А пока я была жива, и я шла.
Унылое место был этот пустырь. Не было здесь покрова тайны и близкой угрозы, как в лесу. Зловещий шёпот деревьев, к которому я успела привыкнуть, остался позади, и тишина казалась оглушительной. Ветер мог бы нарушить молчание, но здесь даже ему играть было не на чем. А что остаётся делать музыканту, лишённому инструментов? Только злиться. Из тех, на ком можно сорвать злость, была только я, и ветер отыгрывался на мне сполна. Несмотря на то, что я застегнула все пуговицы, подняла воротник и опустила ушки шапки, я мёрзла, как в холодильнике. Раньше я думала, что мне холодно. Теперь поняла, что то были детские игрушки. Настоящий холод ютился здесь, на бескрайних травянистых просторах, которых не должно было быть по всем картам местности. Через два-три часа прогулки я начала бояться, что вены под кожей замёрзнут, превратятся в твёрдые макаронины и сломаются при неосторожном движении. Даже подумывала о том, чтобы вернуться на опушку, но упрямство заставляло меня делать очередной шаг. Сыграла свою роль и мысль о том, что, если я поверну обратно, то точно встречусь с монстром, преследующим меня.

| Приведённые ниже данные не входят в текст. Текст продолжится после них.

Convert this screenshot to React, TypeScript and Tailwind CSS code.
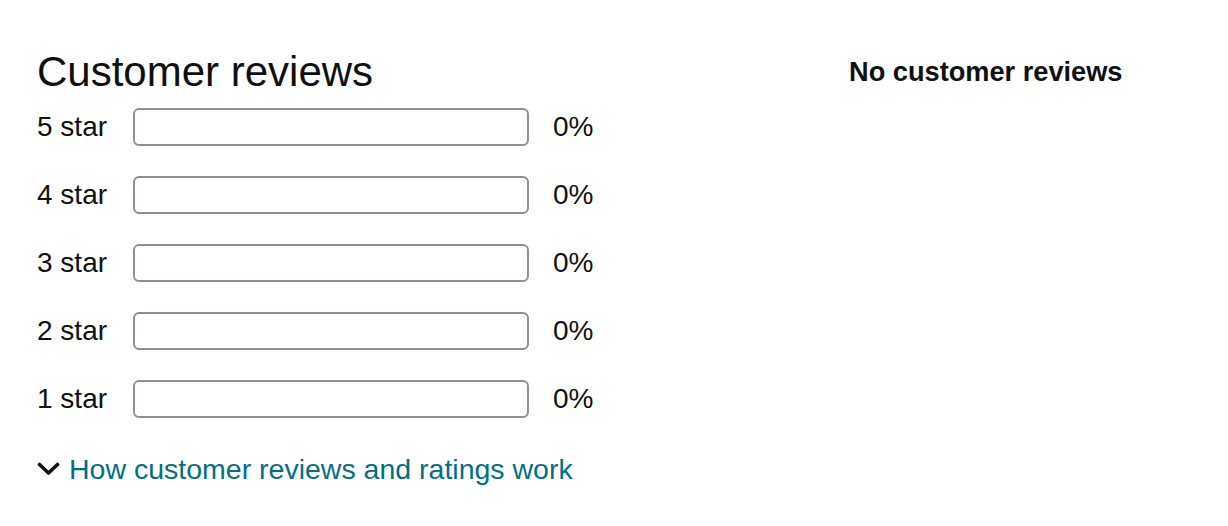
const rows = [5, 4, 3, 2, 1];

function Chevron() {
  return (
    <svg width="23" height="14" viewBox="0 0 23 14" className="shrink-0">
      <path d="M2.5 2.5 L11.5 11 L20.5 2.5" fill="none" stroke="#111" strokeWidth="3.6" strokeLinecap="round" strokeLinejoin="round" />
    </svg>
  );
}

export default function App() {
  return (
    <div className="flex w-[1228px] h-[526px] bg-white text-[#0f1111] font-['Liberation_Sans',Arial,sans-serif]">
      <div className="pl-[37px] pt-[47px] w-[700px]">
        <h2 className="text-[42px] leading-[50px] mb-[11px]">Customer reviews</h2>
        {rows.map((n) => (
          <div key={n} className="flex items-center h-[38px] mb-[30px] text-[28px]">
            <span className="w-[96px]">{n} star</span>
            <div className="w-[396px] h-[38px] rounded-[6px] border-2 border-[#8d9096] bg-white" />
            <span className="ml-[24px]">0%</span>
          </div>
        ))}
        <a href="#" className="flex items-center gap-[9px] mt-[30px] text-[28.5px] text-[#007185]">
          <Chevron />
          How customer reviews and ratings work
        </a>
      </div>
      <div className="pl-[149px] pt-[56px]">
        <p className="text-[27.2px] font-bold leading-[32px]">No customer reviews</p>
      </div>
    </div>
  );
}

Ранее я где-то читала выражение «больная земля». Пустырь заставил меня убедиться, что это не просто красивая метафора. Местность и вправду была поражена какой-то тяжёлой болезнью. Ещё на опушке я обратила внимание на причудливые формы деревьев, над которыми поизмывалась природа. Этим странности не кончались.
Прежде всего, почва — она была неплодородна, и почти все травы, которые произрастали на ней, были сорняками. Жёсткие стебли хлестали меня по голеням. Через полчаса ходьбы брюки ниже колен стали сплошь жёлтыми от колючих зёрнышек. Поначалу я останавливалась, чтобы отрывать их от ткани, потом махнула на это рукой.
Рельеф тоже был необычным. Неожиданные взгорья, неровности и маленькие овражки попадались сплошь и рядом. Иногда я набредала на узкие продолговатые провалы, происхождение которых осталось для меня тайной. Они напомнили мне трещины, которые появляются на иссохших губах.